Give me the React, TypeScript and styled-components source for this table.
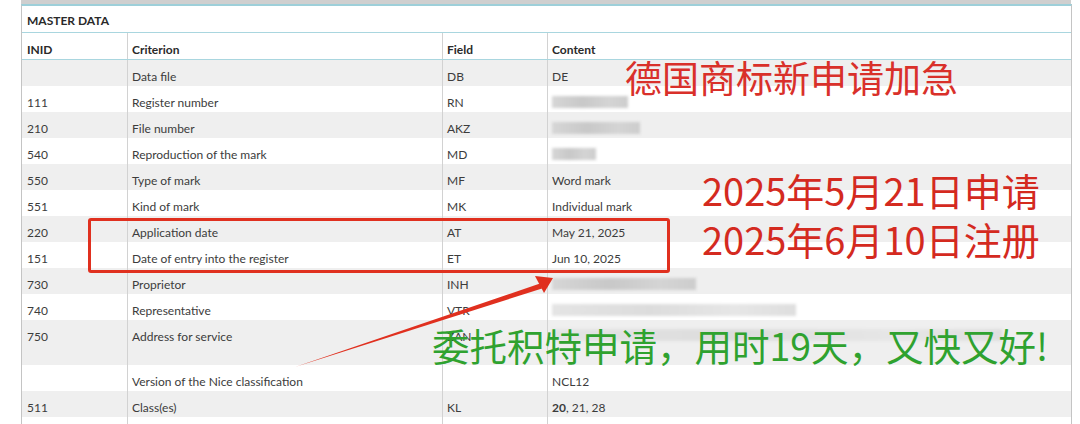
import React from 'react';
import styled, { createGlobalStyle } from 'styled-components';

const GlobalStyle = createGlobalStyle`
    html, body {
        margin: 0;
        padding: 0;
        background: #ffffff;
    }

    body {
        font-family: Lato, "Open Sans", "Liberation Sans", sans-serif;
        color: #3c3c3c;
    }
`;

const Page = styled.div`
    position: relative;
    width: 1080px;
    height: 424px;
    overflow: hidden;
    background: #ffffff;
`;

const TopBar = styled.div`
    height: 4px;
    margin-left: 21px;
    width: 1050px;
    background: #cfcfcf;
`;

const Table = styled.div`
    margin-left: 21px;
    width: 1049px;
    border-top: 2px solid #9dcfd9;
    border-left: 1px solid #c4c4c4;
    border-right: 1px solid #c4c4c4;
`;

const Title = styled.div`
    display: flex;
    align-items: center;
    height: 27px;
    padding: 3px 0 0 5px;
    box-sizing: border-box;
    font-size: 12px;
    font-weight: 700;
    color: #2a2a2a;
    border-bottom: 1px solid #a9d6df;
`;

const Row = styled.div<{ $shade?: boolean; $height?: number; $head?: boolean }>`
    display: grid;
    grid-template-columns: 105px 315px 105px 1fr;
    height: ${({ $height }) => $height ?? 26}px;
    background: ${({ $shade }) => ($shade ? '#efefef' : '#ffffff')};
    font-size: 12px;
    font-weight: ${({ $head }) => ($head ? 700 : 400)};
    color: ${({ $head }) => ($head ? '#2a2a2a' : '#3c3c3c')};
    border-bottom: ${({ $head }) => ($head ? '1px solid #a9d6df' : 'none')};
`;

const Cell = styled.div<{ $top?: boolean }>`
    display: flex;
    align-items: ${({ $top }) => ($top ? 'flex-start' : 'center')};
    padding: ${({ $top }) => ($top ? '9px 4px 0 5px' : '6px 4px 0 5px')};
    box-sizing: border-box;
    white-space: nowrap;

    & + & {
        border-left: 1px solid #d2d2d2;
        padding-left: 4px;
    }
`;

const Blur = styled.span<{ $w: number; $light?: boolean }>`
    display: inline-block;
    width: ${({ $w }) => $w}px;
    height: 12px;
    background: linear-gradient(
        90deg,
        ${({ $light }) => ($light ? '#e4e4e4' : '#d6d6d6')},
        ${({ $light }) => ($light ? '#dcdcdc' : '#c8c8c8')} 40%,
        ${({ $light }) => ($light ? '#e6e6e6' : '#d4d4d4')} 75%,
        ${({ $light }) => ($light ? '#dedede' : '#cdcdcd')}
    );
    filter: blur(1.5px);
`;

const Layer = styled.div`
    position: absolute;
    inset: 0;
    pointer-events: none;
`;

const Note = styled.div<{ $x: number; $y: number; $size: number; $color: string }>`
    position: absolute;
    left: ${({ $x }) => $x}px;
    top: ${({ $y }) => $y}px;
    font-family: "Noto Sans CJK SC", "Noto Sans", sans-serif;
    font-size: ${({ $size }) => $size}px;
    line-height: 1;
    color: ${({ $color }) => $color};
    white-space: nowrap;
`;

const Frame = styled.div`
    position: absolute;
    left: 88px;
    top: 218px;
    width: 576px;
    height: 49px;
    border: 3px solid #e0301f;
    border-radius: 3px;
`;

const Arrow = styled.svg`
    position: absolute;
    left: 0;
    top: 0;
`;

type Item = {
    inid?: string;
    criterion: string;
    field: string;
    content?: React.ReactNode;
    height?: number;
    top?: boolean;
};

const rows: Item[] = [
    { criterion: 'Data file', field: 'DB', content: 'DE' },
    { inid: '111', criterion: 'Register number', field: 'RN', content: <Blur $w={76} /> },
    { inid: '210', criterion: 'File number', field: 'AKZ', content: <Blur $w={88} /> },
    { inid: '540', criterion: 'Reproduction of the mark', field: 'MD', content: <Blur $w={44} /> },
    { inid: '550', criterion: 'Type of mark', field: 'MF', content: 'Word mark' },
    { inid: '551', criterion: 'Kind of mark', field: 'MK', content: 'Individual mark' },
    { inid: '220', criterion: 'Application date', field: 'AT', content: 'May 21, 2025' },
    { inid: '151', criterion: 'Date of entry into the register', field: 'ET', content: 'Jun 10, 2025' },
    { inid: '730', criterion: 'Proprietor', field: 'INH', content: <Blur $w={144} /> },
    { inid: '740', criterion: 'Representative', field: 'VTR', content: <Blur $w={244} $light /> },
    {
        inid: '750',
        criterion: 'Address for service',
        field: 'ZAN',
        content: <Blur $w={450} $light />,
        height: 45,
        top: true,
    },
    { criterion: 'Version of the Nice classification', field: '', content: 'NCL12' },
    {
        inid: '511',
        criterion: 'Class(es)',
        field: 'KL',
        content: (
            <span>
                <b>20</b>, 21, 28
            </span>
        ),
    },
    { criterion: '', field: '', content: '' },
];

const App: React.FC = () => (
    <Page>
        <GlobalStyle />
        <TopBar />
        <Table>
            <Title>MASTER DATA</Title>
            <Row $head>
                <Cell>INID</Cell>
                <Cell>Criterion</Cell>
                <Cell>Field</Cell>
                <Cell>Content</Cell>
            </Row>
            {rows.map((row, i) => (
                <Row key={i} $shade={i % 2 === 0} $height={row.height}>
                    <Cell $top={row.top}>{row.inid}</Cell>
                    <Cell $top={row.top}>{row.criterion}</Cell>
                    <Cell $top={row.top}>{row.field}</Cell>
                    <Cell $top={row.top}>{row.content}</Cell>
                </Row>
            ))}
        </Table>

        <Layer>
            <Frame />
            <Arrow width="1080" height="424" viewBox="0 0 1080 424">
                <polygon points="295,367 540,283.5 542,288.5" fill="#e0301f" />
                <polygon points="553,278 535,276 544,293" fill="#e0301f" />
            </Arrow>
            <Note $x={625} $y={59} $size={37} $color="#d9302a">
                德国商标新申请加急
            </Note>
            <Note $x={702} $y={171} $size={38} $color="#d42a1f">
                2025年5月21日申请
            </Note>
            <Note $x={702} $y={220} $size={38} $color="#d42a1f">
                2025年6月10日注册
            </Note>
            <Note $x={432} $y={326} $size={37.5} $color="#2fa22f">
                委托积特申请，用时19天，又快又好!
            </Note>
        </Layer>
    </Page>
);

export default App;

- [Written instruction]: Without the pictures, write out all of the material exactly.

- [Written response]:
Give me the React, TypeScript and styled-components source for this table.
import React from 'react';
import styled, { createGlobalStyle } from 'styled-components';

const GlobalStyle = createGlobalStyle`
    html, body {
        margin: 0;
        padding: 0;
        background: #ffffff;
    }

    body {
        font-family: Lato, "Open Sans", "Liberation Sans", sans-serif;
        color: #3c3c3c;
    }
`;

const Page = styled.div`
    position: relative;
    width: 1080px;
    height: 424px;
    overflow: hidden;
    background: #ffffff;
`;

const TopBar = styled.div`
    height: 4px;
    margin-left: 21px;
    width: 1050px;
    background: #cfcfcf;
`;

const Table = styled.div`
    margin-left: 21px;
    width: 1049px;
    border-top: 2px solid #9dcfd9;
    border-left: 1px solid #c4c4c4;
    border-right: 1px solid #c4c4c4;
`;

const Title = styled.div`
    display: flex;
    align-items: center;
    height: 27px;
    padding: 3px 0 0 5px;
    box-sizing: border-box;
    font-size: 12px;
    font-weight: 700;
    color: #2a2a2a;
    border-bottom: 1px solid #a9d6df;
`;

const Row = styled.div<{ $shade?: boolean; $height?: number; $head?: boolean }>`
    display: grid;
    grid-template-columns: 105px 315px 105px 1fr;
    height: ${({ $height }) => $height ?? 26}px;
    background: ${({ $shade }) => ($shade ? '#efefef' : '#ffffff')};
    font-size: 12px;
    font-weight: ${({ $head }) => ($head ? 700 : 400)};
    color: ${({ $head }) => ($head ? '#2a2a2a' : '#3c3c3c')};
    border-bottom: ${({ $head }) => ($head ? '1px solid #a9d6df' : 'none')};
`;

const Cell = styled.div<{ $top?: boolean }>`
    display: flex;
    align-items: ${({ $top }) => ($top ? 'flex-start' : 'center')};
    padding: ${({ $top }) => ($top ? '9px 4px 0 5px' : '6px 4px 0 5px')};
    box-sizing: border-box;
    white-space: nowrap;

    & + & {
        border-left: 1px solid #d2d2d2;
        padding-left: 4px;
    }
`;

const Blur = styled.span<{ $w: number; $light?: boolean }>`
    display: inline-block;
    width: ${({ $w }) => $w}px;
    height: 12px;
    background: linear-gradient(
        90deg,
        ${({ $light }) => ($light ? '#e4e4e4' : '#d6d6d6')},
        ${({ $light }) => ($light ? '#dcdcdc' : '#c8c8c8')} 40%,
        ${({ $light }) => ($light ? '#e6e6e6' : '#d4d4d4')} 75%,
        ${({ $light }) => ($light ? '#dedede' : '#cdcdcd')}
    );
    filter: blur(1.5px);
`;

const Layer = styled.div`
    position: absolute;
    inset: 0;
    pointer-events: none;
`;

const Note = styled.div<{ $x: number; $y: number; $size: number; $color: string }>`
    position: absolute;
    left: ${({ $x }) => $x}px;
    top: ${({ $y }) => $y}px;
    font-family: "Noto Sans CJK SC", "Noto Sans", sans-serif;
    font-size: ${({ $size }) => $size}px;
    line-height: 1;
    color: ${({ $color }) => $color};
    white-space: nowrap;
`;

const Frame = styled.div`
    position: absolute;
    left: 88px;
    top: 218px;
    width: 576px;
    height: 49px;
    border: 3px solid #e0301f;
    border-radius: 3px;
`;

const Arrow = styled.svg`
    position: absolute;
    left: 0;
    top: 0;
`;

type Item = {
    inid?: string;
    criterion: string;
    field: string;
    content?: React.ReactNode;
    height?: number;
    top?: boolean;
};

const rows: Item[] = [
    { criterion: 'Data file', field: 'DB', content: 'DE' },
    { inid: '111', criterion: 'Register number', field: 'RN', content: <Blur $w={76} /> },
    { inid: '210', criterion: 'File number', field: 'AKZ', content: <Blur $w={88} /> },
    { inid: '540', criterion: 'Reproduction of the mark', field: 'MD', content: <Blur $w={44} /> },
    { inid: '550', criterion: 'Type of mark', field: 'MF', content: 'Word mark' },
    { inid: '551', criterion: 'Kind of mark', field: 'MK', content: 'Individual mark' },
    { inid: '220', criterion: 'Application date', field: 'AT', content: 'May 21, 2025' },
    { inid: '151', criterion: 'Date of entry into the register', field: 'ET', content: 'Jun 10, 2025' },
    { inid: '730', criterion: 'Proprietor', field: 'INH', content: <Blur $w={144} /> },
    { inid: '740', criterion: 'Representative', field: 'VTR', content: <Blur $w={244} $light /> },
    {
        inid: '750',
        criterion: 'Address for service',
        field: 'ZAN',
        content: <Blur $w={450} $light />,
        height: 45,
        top: true,
    },
    { criterion: 'Version of the Nice classification', field: '', content: 'NCL12' },
    {
        inid: '511',
        criterion: 'Class(es)',
        field: 'KL',
        content: (
            <span>
                <b>20</b>, 21, 28
            </span>
        ),
    },
    { criterion: '', field: '', content: '' },
];

const App: React.FC = () => (
    <Page>
        <GlobalStyle />
        <TopBar />
        <Table>
            <Title>MASTER DATA</Title>
            <Row $head>
                <Cell>INID</Cell>
                <Cell>Criterion</Cell>
                <Cell>Field</Cell>
                <Cell>Content</Cell>
            </Row>
            {rows.map((row, i) => (
                <Row key={i} $shade={i % 2 === 0} $height={row.height}>
                    <Cell $top={row.top}>{row.inid}</Cell>
                    <Cell $top={row.top}>{row.criterion}</Cell>
                    <Cell $top={row.top}>{row.field}</Cell>
                    <Cell $top={row.top}>{row.content}</Cell>
                </Row>
            ))}
        </Table>

        <Layer>
            <Frame />
            <Arrow width="1080" height="424" viewBox="0 0 1080 424">
                <polygon points="295,367 540,283.5 542,288.5" fill="#e0301f" />
                <polygon points="553,278 535,276 544,293" fill="#e0301f" />
            </Arrow>
            <Note $x={625} $y={59} $size={37} $color="#d9302a">
                德国商标新申请加急
            </Note>
            <Note $x={702} $y={171} $size={38} $color="#d42a1f">
                2025年5月21日申请
            </Note>
            <Note $x={702} $y={220} $size={38} $color="#d42a1f">
                2025年6月10日注册
            </Note>
            <Note $x={432} $y={326} $size={37.5} $color="#2fa22f">
                委托积特申请，用时19天，又快又好!
            </Note>
        </Layer>
    </Page>
);

export default App;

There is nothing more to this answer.